7. Advanced Collision Avoidance
Sensor fusion technology-combining radar, cameras, and ultrasonic sensors-is finally reliable enough for the dusty, chaotic environment of GCC construction sites. These systems prevent the depressingly common accidents where equipment backs into workers or other machines. The safety improvements are measurable; several Saudi contractors have mandated the tech after seeing insurance premiums drop.
8. 5G-Enabled Remote Operation
Low-latency 5G networks are enabling true remote operation of equipment for hazardous tasks. Operators in Muscat are controlling excavators on mountainside projects from sea-level control centres. The technology works-when the network holds up.
9. Modular Electric Powertrains
Retrofit electric powertrains that replace diesel engines in existing equipment are gaining traction. The economics make sense for high-utilisation machines with years of structural life left. Several Dubai-based equipment rental firms are quietly building electric fleets this way rather than buying new.
10. AI-Optimized Fleet Management
Machine learning algorithms now determine which equipment goes where, when it needs fuel, and how to minimise repositioning costs across multi-site operations. The efficiency gains sound modest-8% to 12% in most studies-but that's the difference between profit and loss on competitive government tenders.
Impact on Operations: The Real-World Numbers
The operational improvements aren't hypothetical. Fuel consumption is dropping 15-25% with telematics optimisation alone. Unplanned downtime has fallen by a third where predictive maintenance is properly implemented. And labour productivity-the metric that matters most to GCC contractors-is genuinely improving as machines handle more of the precision work.
But here's the thing: these gains don't materialise automatically. The contractors seeing real results are the ones who've invested in training, hired new types of technical staff, and rebuilt their workflows from scratch. The ones who bolted telematics onto existing operations and hoped for magic are mostly just paying subscription fees for data nobody looks at.
Adoption Challenges: Why Implementation Lags Promise
The Gulf loves new technology in theory. In practice? Implementation is messy.
The biggest obstacle isn't cost-budgets for flagship projects remain generous. It's the human infrastructure. Who maintains a hydrogen loader when it breaks? Where do you find technicians who understand both hydraulics and high-voltage electrical systems? The region's technical training programmes are improving but years behind the equipment curve.
Then there's the connectivity problem. Telematics and remote operation depend on reliable networks, and plenty of GCC project sites still have spotty coverage despite all the 5G marketing. I've watched autonomous equipment sit idle because the satellite link dropped.
Cultural factors matter too.
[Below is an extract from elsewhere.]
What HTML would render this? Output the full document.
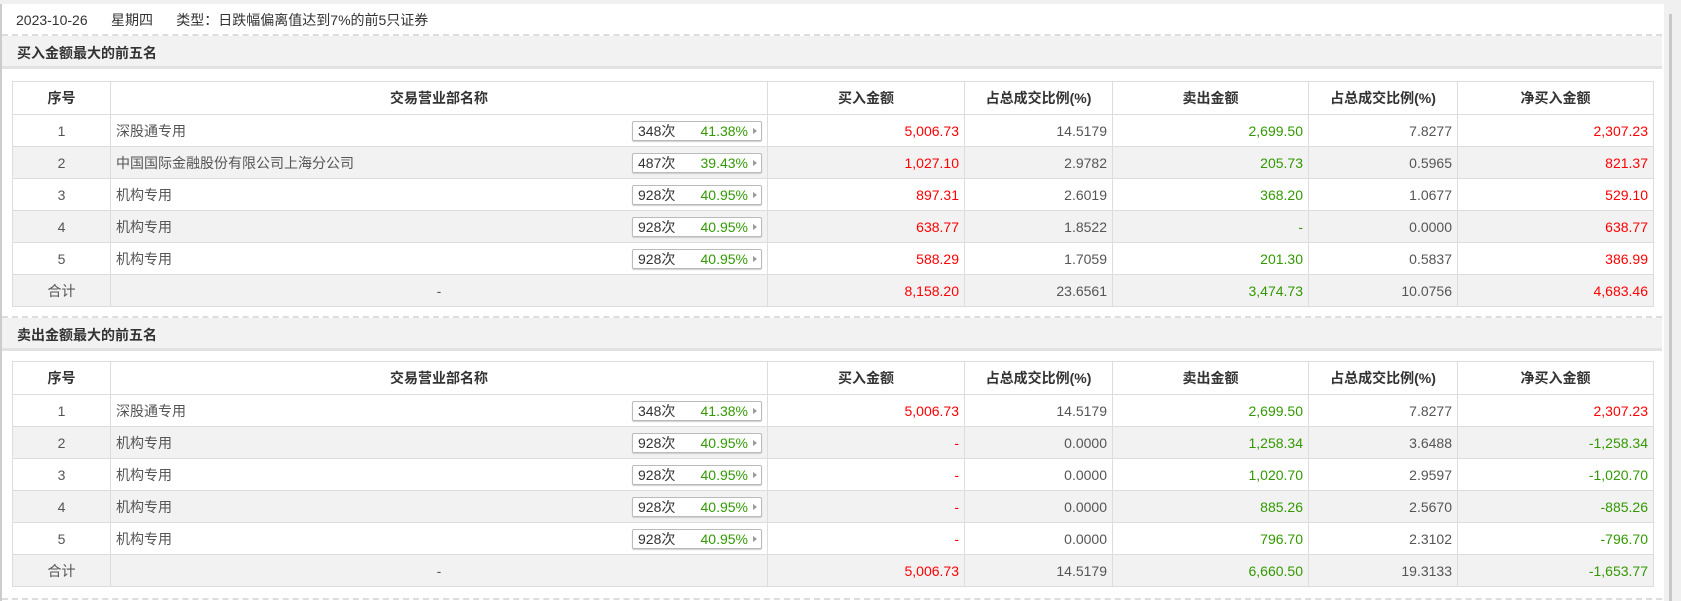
<!DOCTYPE html>
<html><head><meta charset="utf-8"><style>
*{margin:0;padding:0;box-sizing:border-box}
body{width:1681px;height:601px;overflow:hidden;background:#fff;font-family:"Liberation Sans","Noto Sans CJK SC",sans-serif;font-size:14px;color:#555;position:relative}
.top{position:absolute;left:0;top:0;width:1664px;height:4px;background:#f0f0f0}
.lb{position:absolute;left:0;top:4px;width:2px;height:597px;background:#ccc}
.sb{position:absolute;left:1664px;top:0;width:17px;height:601px;background:#f0f0f0}
.sb2{position:absolute;left:1669px;top:14px;width:3px;height:587px;background:#c8c8c8}
.info{position:absolute;left:16px;top:10px;color:#333;font-size:14px;white-space:pre}
.dash{position:absolute;left:2px;width:1660px;border-top:2px dashed #ddd}
.band{position:absolute;left:2px;width:1660px;height:33px;background:#f2f2f2;border-bottom:3px solid #e2e2e2;font-weight:bold;color:#333;padding:7px 0 0 15px}
table{position:absolute;left:12px;width:1641px;border-collapse:collapse;table-layout:fixed}
td,th{border:1px solid #ddd;height:32px;padding:0 5px;white-space:nowrap}
th{height:33px;color:#333;font-weight:bold;text-align:center}
tr:nth-child(odd) td{background:#f2f2f2}
.c{text-align:center}.r{text-align:right}
.red{color:#f00}.grn{color:#339900}
.nm{position:relative}
.btn{position:absolute;right:5px;top:6px;width:130px;height:20px;border:1px solid #bbb;border-radius:2px;background:#fff;box-shadow:0 1px 1px #ccc;font-size:14px;line-height:18px}
.btn .a{position:absolute;left:5px;color:#333}
.btn .b{position:absolute;right:13px;color:#339900}
.btn .t{position:absolute;right:4px;top:6px;border-left:4px solid #999;border-top:3px solid transparent;border-bottom:3px solid transparent}
</style></head><body>
<div class="top"></div><div class="lb"></div><div class="sb"></div><div class="sb2"></div>
<div class="info">2023-10-26      星期四      类型：日跌幅偏离值达到7%的前5只证券</div>
<div class="dash" style="top:34px"></div>
<div class="band" style="top:36px">买入金额最大的前五名</div>
<table style="top:81px">
<colgroup><col style="width:98px"><col style="width:657px"><col style="width:197px"><col style="width:148px"><col style="width:196px"><col style="width:149px"><col style="width:196px"></colgroup>
<tr><th>序号</th><th>交易营业部名称</th><th>买入金额</th><th>占总成交比例(%)</th><th>卖出金额</th><th>占总成交比例(%)</th><th>净买入金额</th></tr>
<tr><td class="c">1</td><td class="nm">深股通专用<span class="btn"><span class="a">348次</span><span class="b">41.38%</span><span class="t"></span></span></td><td class="r red">5,006.73</td><td class="r">14.5179</td><td class="r grn">2,699.50</td><td class="r">7.8277</td><td class="r red">2,307.23</td></tr>
<tr><td class="c">2</td><td class="nm">中国国际金融股份有限公司上海分公司<span class="btn"><span class="a">487次</span><span class="b">39.43%</span><span class="t"></span></span></td><td class="r red">1,027.10</td><td class="r">2.9782</td><td class="r grn">205.73</td><td class="r">0.5965</td><td class="r red">821.37</td></tr>
<tr><td class="c">3</td><td class="nm">机构专用<span class="btn"><span class="a">928次</span><span class="b">40.95%</span><span class="t"></span></span></td><td class="r red">897.31</td><td class="r">2.6019</td><td class="r grn">368.20</td><td class="r">1.0677</td><td class="r red">529.10</td></tr>
<tr><td class="c">4</td><td class="nm">机构专用<span class="btn"><span class="a">928次</span><span class="b">40.95%</span><span class="t"></span></span></td><td class="r red">638.77</td><td class="r">1.8522</td><td class="r grn">-</td><td class="r">0.0000</td><td class="r red">638.77</td></tr>
<tr><td class="c">5</td><td class="nm">机构专用<span class="btn"><span class="a">928次</span><span class="b">40.95%</span><span class="t"></span></span></td><td class="r red">588.29</td><td class="r">1.7059</td><td class="r grn">201.30</td><td class="r">0.5837</td><td class="r red">386.99</td></tr>
<tr><td class="c">合计</td><td class="c">-</td><td class="r red">8,158.20</td><td class="r">23.6561</td><td class="r grn">3,474.73</td><td class="r">10.0756</td><td class="r red">4,683.46</td></tr>
</table>
<div class="dash" style="top:316px"></div>
<div class="band" style="top:318px">卖出金额最大的前五名</div>
<table style="top:361px">
<colgroup><col style="width:98px"><col style="width:657px"><col style="width:197px"><col style="width:148px"><col style="width:196px"><col style="width:149px"><col style="width:196px"></colgroup>
<tr><th>序号</th><th>交易营业部名称</th><th>买入金额</th><th>占总成交比例(%)</th><th>卖出金额</th><th>占总成交比例(%)</th><th>净买入金额</th></tr>
<tr><td class="c">1</td><td class="nm">深股通专用<span class="btn"><span class="a">348次</span><span class="b">41.38%</span><span class="t"></span></span></td><td class="r red">5,006.73</td><td class="r">14.5179</td><td class="r grn">2,699.50</td><td class="r">7.8277</td><td class="r red">2,307.23</td></tr>
<tr><td class="c">2</td><td class="nm">机构专用<span class="btn"><span class="a">928次</span><span class="b">40.95%</span><span class="t"></span></span></td><td class="r red">-</td><td class="r">0.0000</td><td class="r grn">1,258.34</td><td class="r">3.6488</td><td class="r grn">-1,258.34</td></tr>
<tr><td class="c">3</td><td class="nm">机构专用<span class="btn"><span class="a">928次</span><span class="b">40.95%</span><span class="t"></span></span></td><td class="r red">-</td><td class="r">0.0000</td><td class="r grn">1,020.70</td><td class="r">2.9597</td><td class="r grn">-1,020.70</td></tr>
<tr><td class="c">4</td><td class="nm">机构专用<span class="btn"><span class="a">928次</span><span class="b">40.95%</span><span class="t"></span></span></td><td class="r red">-</td><td class="r">0.0000</td><td class="r grn">885.26</td><td class="r">2.5670</td><td class="r grn">-885.26</td></tr>
<tr><td class="c">5</td><td class="nm">机构专用<span class="btn"><span class="a">928次</span><span class="b">40.95%</span><span class="t"></span></span></td><td class="r red">-</td><td class="r">0.0000</td><td class="r grn">796.70</td><td class="r">2.3102</td><td class="r grn">-796.70</td></tr>
<tr><td class="c">合计</td><td class="c">-</td><td class="r red">5,006.73</td><td class="r">14.5179</td><td class="r grn">6,660.50</td><td class="r">19.3133</td><td class="r grn">-1,653.77</td></tr>
</table>
<div class="dash" style="top:598px"></div>
</body></html>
Veteran operators who've run equipment for twenty years don't always embrace systems that second-guess their judgment. Smart contractors handle the transition carefully, positioning technology as tools that make operators more capable, not replacements waiting to happen.
The regulatory environment remains fragmented. Equipment certified in the UAE might not be approved in Saudi Arabia. Standards for autonomous operation are still being written. And nobody's quite sure how to classify a hydrogen loader for insurance purposes.
What Comes Next
The trajectory is clear even if the timeline isn't. Equipment will continue getting smarter, quieter, and cleaner-pushed by the Gulf states' simultaneous commitment to massive construction programmes and net-zero pledges that may or may not be serious.
The winners will be the contractors who treat these technologies as systemic changes requiring new skills and workflows, not just capital purchases. The losers will be the ones who keep waiting for the technology to mature while their competitors quietly build operational advantages that compound over time.
Standing on that Dubai job site, watching an electric excavator guided by machine control do work that used to require three machines and twice as many people, the future feels less like prediction and more like documentation. The transformation isn't coming. Look around-it's already here.